Syllabus

UCSD Academic and Administrative Calendar 2018–2019

This graduate course covers various fields of genomic data science, including but not limited to genome assembly, haplotype assembly, analysis of RNA-seq data, computational immunology, and structural genomics. In this course, we will discuss various computational problems arising in these fields, algorithms and the state-of-the-art tools solving them. Students will complete a number of homework assignments involving analysis of real sequencing data and interpretation of the results. Students will also complete a scientific project dedicated to one of discussed topics.

Prerequisites to the course:

• Python or any other programming language
• Confident work with command line
• Knowledge of algorithms
• Knowledge of basic biology
• Access to a server (at least 20Gb RAM)

The detailed syllabus is available here.

Schedule

Week 1.

• Mon, Apr 1st: Introduction to genomic data science
• Wed, Apr 3rd: Sequencing Data. History of immunology

Week 2. Analysis of immunosequencing (Rep-seq) data - 1

• Mon, Apr 8th:
  • Introduction to computational immunology and Rep-seq data.
  • HW #1: Basic analysis of antibody sequences
  • Examples of final projects
• Wed, Apr 10th: Repertoire sequencing data: protocols, artifacts, and error correction. Repertoire construction problem.

Week 3. Analysis of immunosequencing (Rep-seq) data - 2

• Mon, Apr 15th:
  • Population analysis of immunoglobulin genes and immunoglobulin locus
  • HW #2: Finding IGH genes in the reference genome
  • Deadline for submission of final project abstracts

Week 4. Analysis of immunosequencing (Rep-seq) data - 3

• Mon, Apr 22nd:
  • De novo inference of immunoglobulin genes using Rep-seq data
  • HW #3: Clonal analysis of antibody repertoires
• Wed, Apr 24th:
  • Clonal analysis of antibody repertoires
• Sun, Apr 28th, 11:59 pm: Deadline for HW 1 & 2.

Week 5. Analysis of immunosequencing (Rep-seq) data - 4. Midterm 1.

• Mon, Apr 29th:
  • Finding CDRs, types of antibodies, and design of antibody drugs.
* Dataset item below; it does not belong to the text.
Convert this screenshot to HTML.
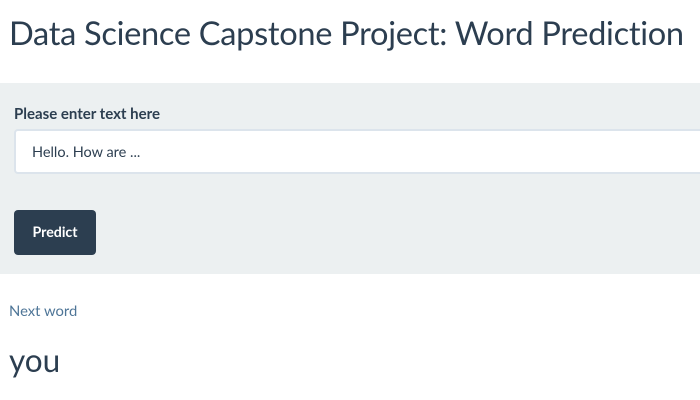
<!DOCTYPE html>
<html><head><style>
body{margin:0;width:700px;height:400px;overflow:hidden;background:#fff;font-family:"Lato","Liberation Sans",sans-serif;color:#2c3e50;position:relative}
.t{position:absolute;left:9px;top:13px;font-size:32.6px;white-space:nowrap;letter-spacing:-0.3px}
.panel{position:absolute;left:0;top:83px;width:700px;height:191px;background:#ecf0f1}
.lbl{position:absolute;left:14px;top:105px;font-size:15px;font-weight:bold}
.inp{position:absolute;left:14px;top:129px;background:#fff;border:2px solid #dce4ec;border-radius:4px;box-sizing:border-box;width:710px;height:45px}
.inp span{position:absolute;left:16px;top:13px;font-size:14.5px}
.btn{position:absolute;left:14px;top:210px;width:82px;height:45px;background:#2c3e50;border-radius:4px;color:#fff;font-size:14.2px;font-weight:bold;text-align:center;line-height:46px}
.nw{position:absolute;left:9px;top:302px;font-size:14.8px;color:#4e7597}
.you{position:absolute;left:9px;top:341px;font-size:31.5px}
</style></head><body>
<div class="t">Data Science Capstone Project: Word Prediction</div>
<div class="panel"></div>
<div class="lbl">Please enter text here</div>
<div class="inp"><span>Hello. How are ...</span></div>
<div class="btn">Predict</div>
<div class="nw">Next word</div>
<div class="you">you</div>
</body></html>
Application of immunosequencing data to biomedical studies
• Wed, May 1st: Midterm 1
• Sun, May 5th, 11:59 pm: Deadline for HW 3

Week 6. Analysis of immunosequencing (Rep-seq) data - 5.

• Mon, May 6th: Properties of antibodies from various vertebrate species. TCR repertoires.
• Wed, May 8th: Interim presentations of final projects

Week 7. Algorithms and tools for genome assembly (invited lecturer: Anton Bankevich)

• Mon, May 13th: Genome assembly, part I (slides 1 - 39)
• Wed, May 15th:
  • Genome assembly, part II (slides 40 - 46)
  • HW #4: Choose a genome assembler and read the paper describing it. Answer the following questions:
    • How does the assembler perform the main genome assembly steps described on slide 45 (lecture slides)?
    • What steps the assembler does particularly focus on and what innovation does it introduce into these steps?
    • What assumptions does the assembler make to formulate a computational problem?
    • Recommended assemblers: Celera, ARACHNE, Velvet, SPAdes, IDBA-UD, SOAPdenovo, Canu, Flye

Week 8. Haplotype assembly. RNA-seq data.

• Mon, May 20th:
  • Genome assembly, part III (slides 47 - 71).
  • Haplotype assembly, part I (slides 1 - 32)
• Wed, May 22nd:
  • Haplotype assembly, part II (slides 33 - 51).
  • Analysis of RNA-seq data.
  • HW #5: Differential Gene Expression
• Sun, May 26th, 11:59 pm: Deadline for HW 4

Week 9. Analysis of genomic 3D structure using Hi-C data.

• Mod, May 27th: Memorial Day observance
• Wed, May 29th: Analysis of Hi-C data

Week 10. Midterm 2

• Mon, Jun 3rd: Journal club
• Wed, Jun 5th: Midterm 2
• Sun, Jun 9th, 11:59 pm: Deadline for HW 5

Final week. Presentations of student projects

• Mon, Jun 10th: 8:00 am - 11:00 am.